U.S. gasoline demand hits a record in March, that’s typically seen during the summer driving season, motoring and leisure travel membership organisation AAA said on Monday.
The Energy Information Administration data show that U.S. motor gasoline product supplied, which offers a gauge of demand, rose to 9.64 million barrels a day for week ended March 9, from roughly 9.28 million barrels a day a week earlier.
The latest EIA report shows gasoline demand at “levels typical of summer months, not the first quarter of a year,” with exports continuing to “trend high, accounting for a large chunk of this week’s demand data, according to AAA.
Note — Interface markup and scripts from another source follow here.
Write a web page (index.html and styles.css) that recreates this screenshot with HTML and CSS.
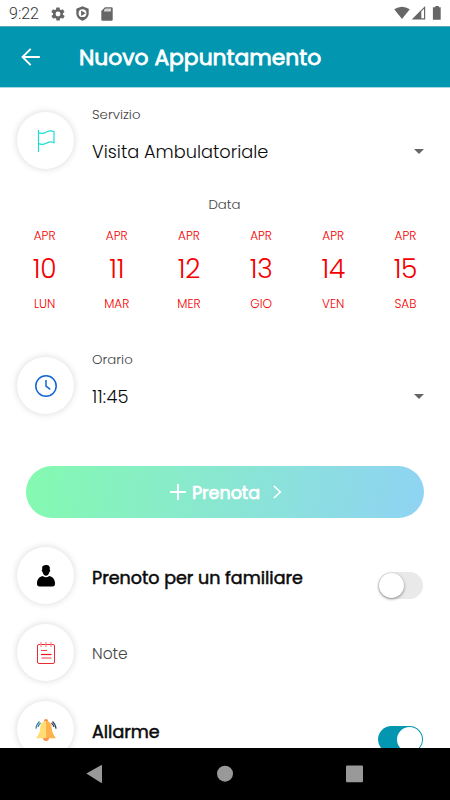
FILE: index.html
```html
<!DOCTYPE html>
<html lang="it">
<head>
<meta charset="utf-8">
<title>Nuovo Appuntamento</title>
<link rel="stylesheet" href="styles.css">
</head>
<body>
<div class="screen">
  <div class="status">
    <span class="clock">9:22</span>
    <svg class="s-gear" width="16" height="16" viewBox="0 0 24 24"><path fill="#666" d="M19.4 13a7.500 7.500 0 0 0 0-2l2.100-1.600c.2-.2.200-.4.100-.6l-2-3.500c-.1-.2-.4-.3-.6-.2l-2.500 1a7.300 7.300 0 0 0-1.700-1l-.4-2.600a.5.500 0 0 0-.5-.4h-4a.5.500 0 0 0-.5.400l-.4 2.600a8 8 0 0 0-1.700 1l-2.500-1a.5.500 0 0 0-.6.200l-2 3.500c-.1.200-.1.500.1.600L4.600 11a8 8 0 0 0 0 2l-2.100 1.600c-.2.200-.2.400-.1.600l2 3.500c.1.200.4.300.6.200l2.500-1a7.300 7.300 0 0 0 1.700 1l.4 2.600c0 .2.200.4.500.4h4c.3 0 .5-.2.500-.4l.4-2.600a8 8 0 0 0 1.700-1l2.500 1c.2.100.5 0 .6-.2l2-3.500c.1-.2.100-.5-.1-.6zM12 15.700a3.700 3.700 0 1 1 0-7.400 3.700 3.700 0 0 1 0 7.400z"/></svg>
    <svg class="s-shield" width="13" height="15" viewBox="0 0 13 15"><path fill="#666" d="M6.500.3 12.700 2.700v4.500c0 3.500-2.600 6.400-6.200 7.500C2.900 13.600.3 10.700.3 7.200V2.700z"/><circle cx="6.500" cy="7.200" r="3.900" fill="#fff"/><path fill="#666" d="M5.100 4.500v5.400l4.500-2.700z"/></svg>
    <svg class="s-card" width="12" height="14" viewBox="0 0 12 14"><path fill="#666" d="M4 .3h6.500q1.200 0 1.200 1.200v11q0 1.200-1.200 1.200h-9Q.3 13.700.3 12.500V4z"/><path fill="#d5d5d5" d="M4.500 1.500H10v3H3V3z"/></svg>
    <svg class="s-right" width="50" height="16" viewBox="0 0 50 16"><path fill="#666" d="M.2 3.300Q8 -2 15.800 3.300L8 13z"/><path fill="#666" d="M31.200 0v13.500H17.700z"/><path fill="#fff" d="M27.300 5.500 30 2.700v9.500h-2.700z"/><path fill="#666" d="M41.300 1.300V0h3.500v1.300h1.900v12.500h-7.800V1.300z"/></svg>
  </div>
  <header class="bar">
    <svg class="back" width="20" height="20" viewBox="0 0 20 20"><path d="M18.800 10H2M9.700 1.800 1.500 10l8.200 8.200" fill="none" stroke="#fff" stroke-width="1.900"/></svg>
    <h1>Nuovo Appuntamento</h1>
  </header>
  <main>
    <section class="row select-row">
      <div class="disc"><svg width="24" height="24" viewBox="0 0 24 24" fill="none" stroke="#1fdcd3" stroke-width="1.200"><path d="M4.500 1v22M4.500 3.500C9 5.500 10.500 4 13 2.700s4-1.400 7-.2v11.200c-3-1.500-4.500-1-7 .2s-4.500 2.600-8.500.6"/></svg></div>
      <div class="field"><span class="label">Servizio</span><div class="value"><span>Visita Ambulatoriale</span><i class="caret"></i></div></div>
    </section>
    <h2>Data</h2>
    <section class="days">
      <div class="day"><span>APR</span><b>10</b><span>LUN</span></div>
      <div class="day"><span>APR</span><b>11</b><span>MAR</span></div>
      <div class="day"><span>APR</span><b>12</b><span>MER</span></div>
      <div class="day"><span>APR</span><b>13</b><span>GIO</span></div>
      <div class="day"><span>APR</span><b>14</b><span>VEN</span></div>
      <div class="day"><span>APR</span><b>15</b><span>SAB</span></div>
    </section>
    <section class="row select-row time-row">
      <div class="disc"><svg width="24" height="24" viewBox="0 0 24 24" fill="none" stroke="#1365d2" stroke-width="1.500"><circle cx="12" cy="12" r="10.200"/><path d="M12 6v6.200l4.200 3.100"/></svg></div>
      <div class="field"><span class="label">Orario</span><div class="value"><span class="time">11:45</span><i class="caret"></i></div></div>
    </section>
    <button class="book">
      <svg width="16" height="16" viewBox="0 0 16 16"><path d="M8 0v16M0 8h16" stroke="#fff" stroke-width="2"/></svg>
      <span>Prenota</span>
      <svg width="9" height="14" viewBox="0 0 9 14"><path d="M1 1l6.200 6L1 13" fill="none" stroke="#fff" stroke-width="1.700"/></svg>
    </button>
    <section class="row item">
      <div class="disc"><svg width="24" height="24" viewBox="0 0 24 24"><path d="M8.300 5.500C7.600 2 9.500 1.300 11 1.300 14.500.5 16.500 2.500 15.700 5.500c.9.300.5 2-.3 2.400-.4 2.300-1.900 3.900-3.400 3.900S9 10.200 8.600 7.900c-.8-.4-1.200-2.100-.3-2.400zM8.700 12q3.300 2.500 6.600 0c4 1 5.600 3.500 5.700 7.500q.1 3-2.500 3h-13q-2.600 0-2.500-3c.1-4 1.700-6.500 5.700-7.500z"/></svg></div>
      <span class="strong">Prenoto per un familiare</span>
      <div class="switch"></div>
    </section>
    <section class="row item">
      <div class="disc"><svg width="24" height="24" viewBox="0 0 24 24" fill="none" stroke="#e8141b"><rect x="3.500" y="3.500" width="17" height="19" rx="1.500" stroke-width=".9"/><path d="M7 13.500h10.500" stroke-width="1.200"/><path d="M7 9.500h6M7.500 17h10" stroke-width=".8"/><path d="M7 1v5M12 1v5M17 1v5" stroke="#f58b8e" stroke-width="1.200"/></svg></div>
      <span class="note">Note</span>
    </section>
    <section class="row item">
      <div class="disc"><svg width="24" height="24" viewBox="0 0 24 24"><path d="M9 20h6a3 3 0 0 1-6 0z" fill="#f98b45"/><circle cx="12" cy="3" r="2" fill="#f98b45"/><path d="M12 3C8 3 6.500 6 6.300 10S5 16 2 20.300h10z" fill="#ffdc74"/><path d="M12 3c4 0 5.500 3 5.700 7s1.300 6 4.300 10.300H12z" fill="#feb24d"/><path d="M5.500 3.500Q2.200 6.500 2 10.800M6.600 5Q4.500 7 4.100 9" stroke="#35819a" fill="none" stroke-width="1.100"/><path d="M18.500 3.500Q21.800 6.500 22 10.800M17.400 5q2.100 2 2.500 4" stroke="#263f54" fill="none" stroke-width="1.100"/></svg></div>
      <span class="strong">Allarme</span>
      <div class="switch on"></div>
    </section>
  </main>
  <nav>
    <svg width="450" height="52" viewBox="0 0 450 52" fill="#999"><path d="M86.300 25.500 101 17.200q1-.4 1 .8v16q0 1.200-1 .8z"/><circle cx="225" cy="25.700" r="8"/><rect x="346" y="17.500" width="17" height="16.700" rx="1"/></svg>
  </nav>
</div>
</body>
</html>
```
FILE: styles.css
```css
* { box-sizing: border-box; }
body { margin: 0; background: #fff; color: #0a0a0a; font-family: Poppins, Inter, sans-serif; font-feature-settings: "cv11"; }
svg { display: block; flex: none; }
.screen { width: 450px; height: 800px; display: flex; flex-direction: column; overflow: hidden; }
.status { height: 26px; flex: none; display: flex; align-items: center; padding: 1px 6px 0 9px; }
.clock { width: 41px; font: 300 16px/26px Roboto, sans-serif; color: #333; }
.s-shield { margin-left: 10px; }
.s-card { margin-left: 12px; }
.s-right { margin-left: auto; }
.bar { height: 62px; flex: none; background: #0296b0; border-top: 1px solid #55a9b8; border-bottom: 1px solid #a5d8e1; display: flex; align-items: center; padding-left: 21px; }
h1 { margin: 1px 0 0 38px; font-size: 21.85px; line-height: 30px; font-weight: 400; -webkit-text-stroke: 0.8px #fff; color: #fff; white-space: nowrap; }
main { flex: 1; min-height: 0; overflow: hidden; display: flex; flex-direction: column; }
.row { display: flex; flex: none; padding: 0 25px 0 17px; }
.disc { width: 57px; height: 57px; margin-right: 1px; flex: none; border-radius: 50%; background: #fff; box-shadow: 0 0 7px rgba(0, 0, 0, .16); display: grid; place-items: center; }
.select-row { padding-top: 15px; height: 99px; }
.select-row .disc { margin-top: 9px; }
.field { flex: 1; margin-left: 17px; padding-top: 1px; }
.label { display: block; font-size: 13.3px; line-height: 22px; font-weight: 300; color: #444; }
.value { display: flex; justify-content: space-between; align-items: center; height: 30px; margin-top: 10px; padding-right: 1px; font-size: 17.75px; font-weight: 300; white-space: nowrap; }
.time { letter-spacing: 0.25px; }
.caret { border: 5.5px solid transparent; border-top: 5px solid #666; border-bottom: 0; }
h2 { margin: 8px 1px 0 0; height: 20px; flex: none; font-size: 13.3px; line-height: 20px; font-weight: 300; color: #444; text-align: center; }
.days { flex: none; display: grid; grid-template-columns: repeat(6, 1fr); margin: 11px 8.500px 0; color: #f40000; }
.day { display: flex; flex-direction: column; align-items: center; font-size: 12.1px; line-height: 20px; font-weight: 300; }
.day b { font-size: 26.5px; line-height: 46px; margin-bottom: 2px; font-weight: 300; letter-spacing: -0.3px; }
.time-row { margin-top: 19px; }
.book { width: 398px; height: 52px; flex: none; align-self: center; margin-top: 34px; padding: 0 0 0 2px; border: 0; border-radius: 26px; background: linear-gradient(100deg, #84fab0, #8fd3f4); display: flex; align-items: center; justify-content: center; font: 400 17.5px/26px Poppins, Inter, sans-serif; font-feature-settings: "cv11"; color: #fff; }
.book span { margin: 1px 13px 0 6px; -webkit-text-stroke: 0.7px #fff; }
.item { height: 77px; align-items: center; }
.book + .item { margin-top: 19px; }
.strong { margin-left: 17px; font-size: 17.5px; font-weight: 400; -webkit-text-stroke: 0.5px #0a0a0a; white-space: nowrap; padding-top: 4px; }
.note { margin-left: 17px; font-size: 15.5px; font-weight: 300; color: #444; padding-top: 1px; }
.switch { width: 45px; height: 27px; margin: 20px 2px 0 auto; padding: 1px; border-radius: 14px; background: #e9e9e9; display: flex; }
.switch::before { content: ""; width: 25px; height: 25px; border-radius: 50%; background: #fff; box-shadow: 0 1px 3px rgba(0, 0, 0, .45); }
.switch.on { background: #0296b0; justify-content: flex-end; }
.switch.on::before { box-shadow: none; }
nav { height: 52px; flex: none; background: #000; }
```
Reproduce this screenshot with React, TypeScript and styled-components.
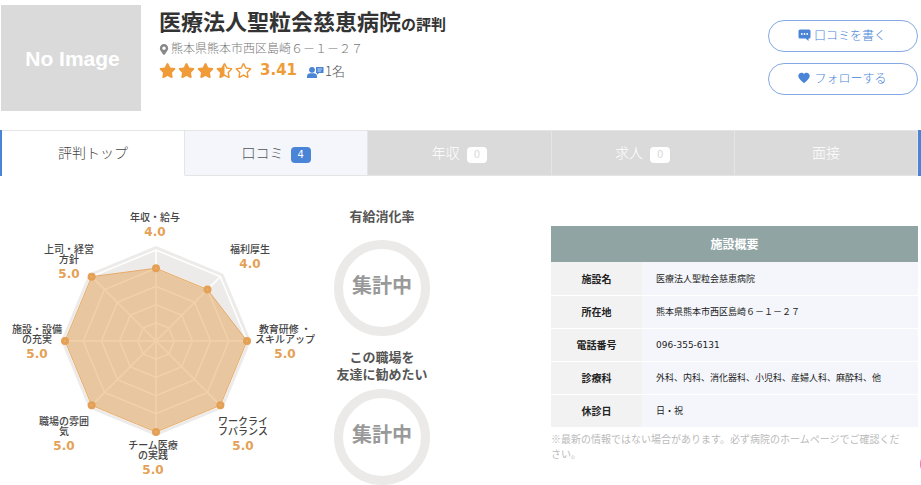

“As demand strengthened, gasoline inventories declined, pushing the national gas price average two cents more expensive on the week to $2.55,” said Jeanette Casselano, a spokeswoman for AAA. The EIA reported on Wednesday a hefty 6.3 million-barrel decline in weekly U.S. motor gasoline inventories, as crude CLJ8, +2.19% stockpiles jumped by 5 million barrels.
The national gas price average is also two cents more than a month ago, and 26 cents higher than this time last year, said Casselano.
Looking ahead, Patrick DeHaan, head of petroleum analysis at gas price tracker GasBuddy, said gasoline prices are likely to continue moving higher in the coming weeks “as demand continues to recover from the winter blues and the transition to summer gasoline kicks into high gear.”
He expects gas prices this spring to “come in some 10%-25% higher than a year ago, removing billions of dollars from other areas of the economy that will instead be funneled to the pump.”